_STORED DATA_
------------
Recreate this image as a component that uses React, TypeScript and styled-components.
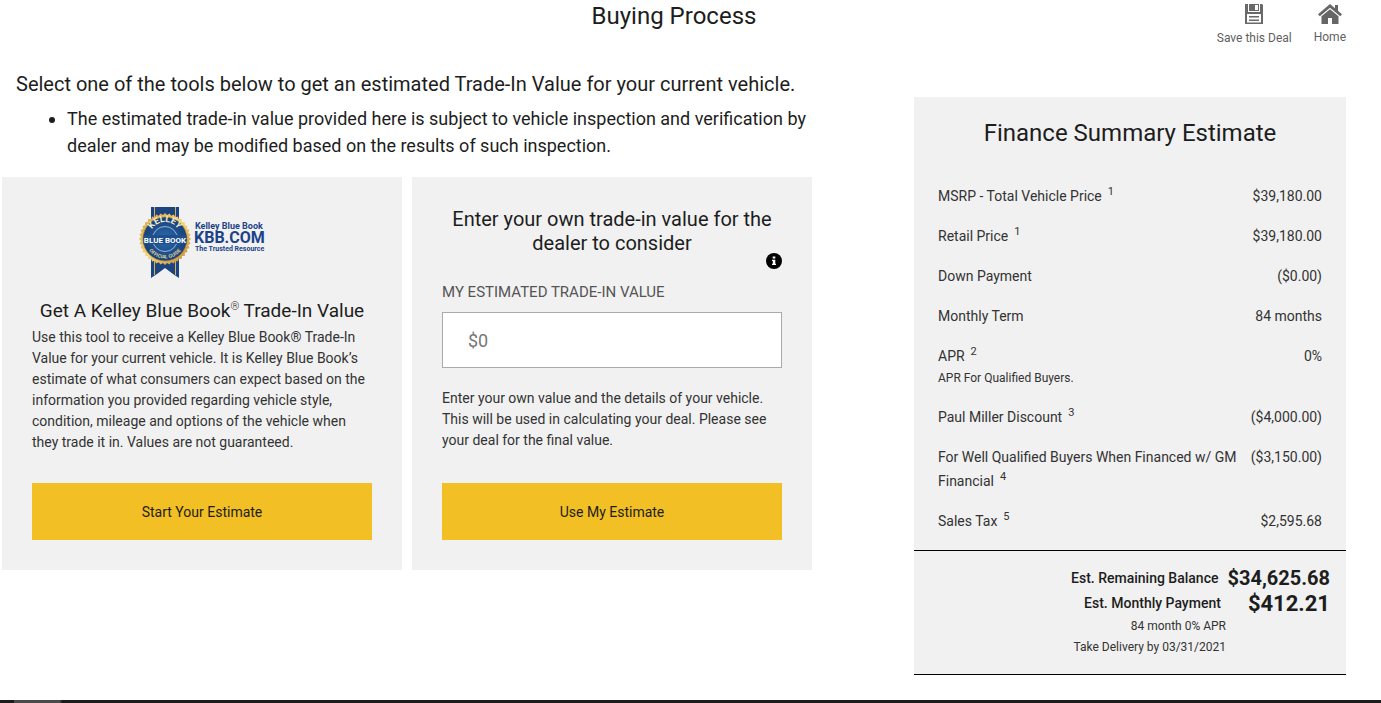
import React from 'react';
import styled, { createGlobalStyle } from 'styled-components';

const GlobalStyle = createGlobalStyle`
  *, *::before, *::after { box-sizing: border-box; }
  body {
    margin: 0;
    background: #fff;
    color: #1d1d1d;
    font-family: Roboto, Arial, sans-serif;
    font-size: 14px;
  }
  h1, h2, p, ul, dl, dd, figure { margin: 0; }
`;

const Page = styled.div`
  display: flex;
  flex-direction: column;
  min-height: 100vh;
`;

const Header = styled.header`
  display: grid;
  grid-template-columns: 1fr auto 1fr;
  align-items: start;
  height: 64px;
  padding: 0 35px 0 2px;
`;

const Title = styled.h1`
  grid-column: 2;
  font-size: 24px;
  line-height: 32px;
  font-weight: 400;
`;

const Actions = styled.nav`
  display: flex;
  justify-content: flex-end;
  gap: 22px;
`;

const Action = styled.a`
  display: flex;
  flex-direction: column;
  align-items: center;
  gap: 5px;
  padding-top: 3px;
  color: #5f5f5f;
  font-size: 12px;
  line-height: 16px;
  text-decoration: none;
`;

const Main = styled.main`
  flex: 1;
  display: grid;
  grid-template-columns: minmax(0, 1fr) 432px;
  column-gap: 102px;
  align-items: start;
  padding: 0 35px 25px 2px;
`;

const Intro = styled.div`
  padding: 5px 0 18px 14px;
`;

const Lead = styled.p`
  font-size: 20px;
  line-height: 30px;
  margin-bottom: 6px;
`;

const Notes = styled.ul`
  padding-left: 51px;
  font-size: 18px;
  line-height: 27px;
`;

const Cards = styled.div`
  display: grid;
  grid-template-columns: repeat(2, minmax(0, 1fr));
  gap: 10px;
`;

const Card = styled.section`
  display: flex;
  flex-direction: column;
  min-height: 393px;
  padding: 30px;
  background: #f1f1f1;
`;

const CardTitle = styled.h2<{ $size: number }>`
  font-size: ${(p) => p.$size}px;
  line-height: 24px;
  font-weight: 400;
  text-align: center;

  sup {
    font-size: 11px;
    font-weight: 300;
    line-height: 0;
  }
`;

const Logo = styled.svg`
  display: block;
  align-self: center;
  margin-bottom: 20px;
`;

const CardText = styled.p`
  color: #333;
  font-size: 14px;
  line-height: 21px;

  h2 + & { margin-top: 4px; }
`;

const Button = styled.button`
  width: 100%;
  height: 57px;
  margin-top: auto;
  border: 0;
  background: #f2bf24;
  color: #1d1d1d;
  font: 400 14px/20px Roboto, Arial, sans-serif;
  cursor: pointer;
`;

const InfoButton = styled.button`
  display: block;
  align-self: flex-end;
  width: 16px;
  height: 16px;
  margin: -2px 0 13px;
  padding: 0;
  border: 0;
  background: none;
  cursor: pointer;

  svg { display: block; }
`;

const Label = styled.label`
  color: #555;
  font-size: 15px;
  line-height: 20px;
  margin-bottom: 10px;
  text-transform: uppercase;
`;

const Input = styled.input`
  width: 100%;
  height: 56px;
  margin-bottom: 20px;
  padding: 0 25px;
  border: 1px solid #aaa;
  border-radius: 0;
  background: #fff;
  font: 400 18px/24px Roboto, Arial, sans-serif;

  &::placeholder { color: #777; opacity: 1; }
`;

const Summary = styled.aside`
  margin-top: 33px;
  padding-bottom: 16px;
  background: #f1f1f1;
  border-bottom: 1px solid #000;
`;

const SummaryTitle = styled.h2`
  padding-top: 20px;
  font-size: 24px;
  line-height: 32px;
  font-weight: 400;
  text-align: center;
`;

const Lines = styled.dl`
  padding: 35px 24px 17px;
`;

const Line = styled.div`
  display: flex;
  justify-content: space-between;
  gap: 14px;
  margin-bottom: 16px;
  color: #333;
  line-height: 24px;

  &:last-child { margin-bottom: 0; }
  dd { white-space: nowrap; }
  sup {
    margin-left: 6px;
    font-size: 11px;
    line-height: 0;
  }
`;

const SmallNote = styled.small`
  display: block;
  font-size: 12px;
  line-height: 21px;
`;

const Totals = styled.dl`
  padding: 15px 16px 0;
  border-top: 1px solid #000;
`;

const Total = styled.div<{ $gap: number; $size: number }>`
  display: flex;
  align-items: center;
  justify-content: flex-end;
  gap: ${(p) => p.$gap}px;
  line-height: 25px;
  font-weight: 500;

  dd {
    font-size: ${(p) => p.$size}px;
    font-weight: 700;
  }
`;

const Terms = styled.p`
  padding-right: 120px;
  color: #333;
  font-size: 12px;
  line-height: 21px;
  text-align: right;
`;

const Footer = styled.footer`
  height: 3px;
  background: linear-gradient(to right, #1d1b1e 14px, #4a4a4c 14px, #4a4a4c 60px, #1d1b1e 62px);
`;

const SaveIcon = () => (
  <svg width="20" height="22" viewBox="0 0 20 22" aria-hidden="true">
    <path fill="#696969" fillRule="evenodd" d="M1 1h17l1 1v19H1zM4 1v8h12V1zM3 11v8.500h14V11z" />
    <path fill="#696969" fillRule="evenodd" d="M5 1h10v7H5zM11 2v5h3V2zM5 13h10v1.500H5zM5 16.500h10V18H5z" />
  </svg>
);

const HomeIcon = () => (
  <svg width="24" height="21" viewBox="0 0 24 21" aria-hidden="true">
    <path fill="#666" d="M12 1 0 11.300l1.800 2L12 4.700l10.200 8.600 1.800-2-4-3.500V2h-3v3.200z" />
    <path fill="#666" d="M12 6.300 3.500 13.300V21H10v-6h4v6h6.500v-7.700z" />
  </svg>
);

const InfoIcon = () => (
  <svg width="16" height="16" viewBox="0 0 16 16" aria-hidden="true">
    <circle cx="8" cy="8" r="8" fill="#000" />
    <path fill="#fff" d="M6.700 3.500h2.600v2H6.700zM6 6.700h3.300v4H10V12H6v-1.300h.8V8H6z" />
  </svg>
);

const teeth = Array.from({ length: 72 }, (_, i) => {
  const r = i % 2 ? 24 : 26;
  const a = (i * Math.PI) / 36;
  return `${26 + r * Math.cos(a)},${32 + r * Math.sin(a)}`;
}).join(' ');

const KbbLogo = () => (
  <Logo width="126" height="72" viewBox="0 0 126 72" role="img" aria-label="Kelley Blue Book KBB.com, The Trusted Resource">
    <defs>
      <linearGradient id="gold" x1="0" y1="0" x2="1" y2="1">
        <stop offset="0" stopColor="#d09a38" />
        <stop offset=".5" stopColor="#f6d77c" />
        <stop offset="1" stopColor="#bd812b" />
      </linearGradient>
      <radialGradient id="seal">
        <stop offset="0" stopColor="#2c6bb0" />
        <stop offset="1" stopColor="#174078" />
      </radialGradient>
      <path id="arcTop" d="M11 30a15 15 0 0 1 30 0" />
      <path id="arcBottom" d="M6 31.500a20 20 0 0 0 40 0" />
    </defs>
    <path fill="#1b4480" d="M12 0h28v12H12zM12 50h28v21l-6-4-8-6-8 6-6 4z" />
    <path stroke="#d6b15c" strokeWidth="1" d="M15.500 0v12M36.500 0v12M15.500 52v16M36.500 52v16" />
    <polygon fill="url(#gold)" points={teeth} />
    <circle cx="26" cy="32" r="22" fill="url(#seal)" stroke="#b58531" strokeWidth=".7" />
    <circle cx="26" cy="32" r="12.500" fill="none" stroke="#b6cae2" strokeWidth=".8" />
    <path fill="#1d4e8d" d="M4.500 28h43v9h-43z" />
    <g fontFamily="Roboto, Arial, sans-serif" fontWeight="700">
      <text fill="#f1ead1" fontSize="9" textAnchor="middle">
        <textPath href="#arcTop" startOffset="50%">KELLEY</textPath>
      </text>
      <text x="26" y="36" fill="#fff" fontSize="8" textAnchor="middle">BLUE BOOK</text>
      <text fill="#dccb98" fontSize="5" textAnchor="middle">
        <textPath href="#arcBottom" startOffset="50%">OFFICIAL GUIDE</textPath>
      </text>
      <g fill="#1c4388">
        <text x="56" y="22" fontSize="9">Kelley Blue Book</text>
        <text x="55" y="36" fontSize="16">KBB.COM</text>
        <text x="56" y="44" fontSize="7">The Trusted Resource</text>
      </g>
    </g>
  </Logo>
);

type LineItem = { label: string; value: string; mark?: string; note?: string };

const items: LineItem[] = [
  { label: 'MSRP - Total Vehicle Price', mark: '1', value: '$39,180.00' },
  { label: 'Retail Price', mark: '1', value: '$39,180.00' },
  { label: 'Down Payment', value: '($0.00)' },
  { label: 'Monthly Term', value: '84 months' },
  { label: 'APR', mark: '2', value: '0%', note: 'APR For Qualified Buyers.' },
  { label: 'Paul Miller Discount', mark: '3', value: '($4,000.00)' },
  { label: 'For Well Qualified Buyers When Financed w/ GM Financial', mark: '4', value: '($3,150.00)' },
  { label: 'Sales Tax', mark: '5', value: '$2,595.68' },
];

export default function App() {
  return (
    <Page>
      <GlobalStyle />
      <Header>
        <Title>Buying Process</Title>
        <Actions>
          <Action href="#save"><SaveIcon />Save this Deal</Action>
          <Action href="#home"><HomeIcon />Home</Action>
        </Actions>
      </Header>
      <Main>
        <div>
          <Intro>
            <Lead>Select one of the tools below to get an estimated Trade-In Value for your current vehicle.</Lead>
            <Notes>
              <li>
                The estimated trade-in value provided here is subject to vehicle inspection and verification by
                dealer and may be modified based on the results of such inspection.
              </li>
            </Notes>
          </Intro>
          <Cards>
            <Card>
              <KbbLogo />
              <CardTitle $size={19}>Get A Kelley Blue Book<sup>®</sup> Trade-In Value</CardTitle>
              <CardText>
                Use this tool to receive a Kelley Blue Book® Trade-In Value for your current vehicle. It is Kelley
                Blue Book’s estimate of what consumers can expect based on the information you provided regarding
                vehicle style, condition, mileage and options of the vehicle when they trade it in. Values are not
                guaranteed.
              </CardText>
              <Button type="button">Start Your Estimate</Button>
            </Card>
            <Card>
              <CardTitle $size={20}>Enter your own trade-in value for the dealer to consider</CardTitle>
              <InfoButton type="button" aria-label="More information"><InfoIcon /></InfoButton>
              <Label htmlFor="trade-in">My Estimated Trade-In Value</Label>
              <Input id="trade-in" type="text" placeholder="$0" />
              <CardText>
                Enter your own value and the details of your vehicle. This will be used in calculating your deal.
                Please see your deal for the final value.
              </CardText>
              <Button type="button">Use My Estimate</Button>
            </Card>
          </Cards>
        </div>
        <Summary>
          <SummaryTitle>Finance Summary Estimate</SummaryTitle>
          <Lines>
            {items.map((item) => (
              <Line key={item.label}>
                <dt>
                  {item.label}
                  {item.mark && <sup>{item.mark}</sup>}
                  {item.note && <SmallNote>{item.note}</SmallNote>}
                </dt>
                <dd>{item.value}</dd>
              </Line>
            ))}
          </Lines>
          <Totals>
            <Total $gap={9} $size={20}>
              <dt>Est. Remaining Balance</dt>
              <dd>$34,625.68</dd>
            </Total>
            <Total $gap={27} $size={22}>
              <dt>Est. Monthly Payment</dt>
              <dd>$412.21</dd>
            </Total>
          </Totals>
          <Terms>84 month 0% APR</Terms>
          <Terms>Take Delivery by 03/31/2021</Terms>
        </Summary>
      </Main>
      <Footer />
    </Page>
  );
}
------------
_WHAT IS EXPECTED_
Copy out every line of the data that includes the word "React".

_CORRECT RESPONSE_
Recreate this image as a component that uses React, TypeScript and styled-components.
import React from 'react';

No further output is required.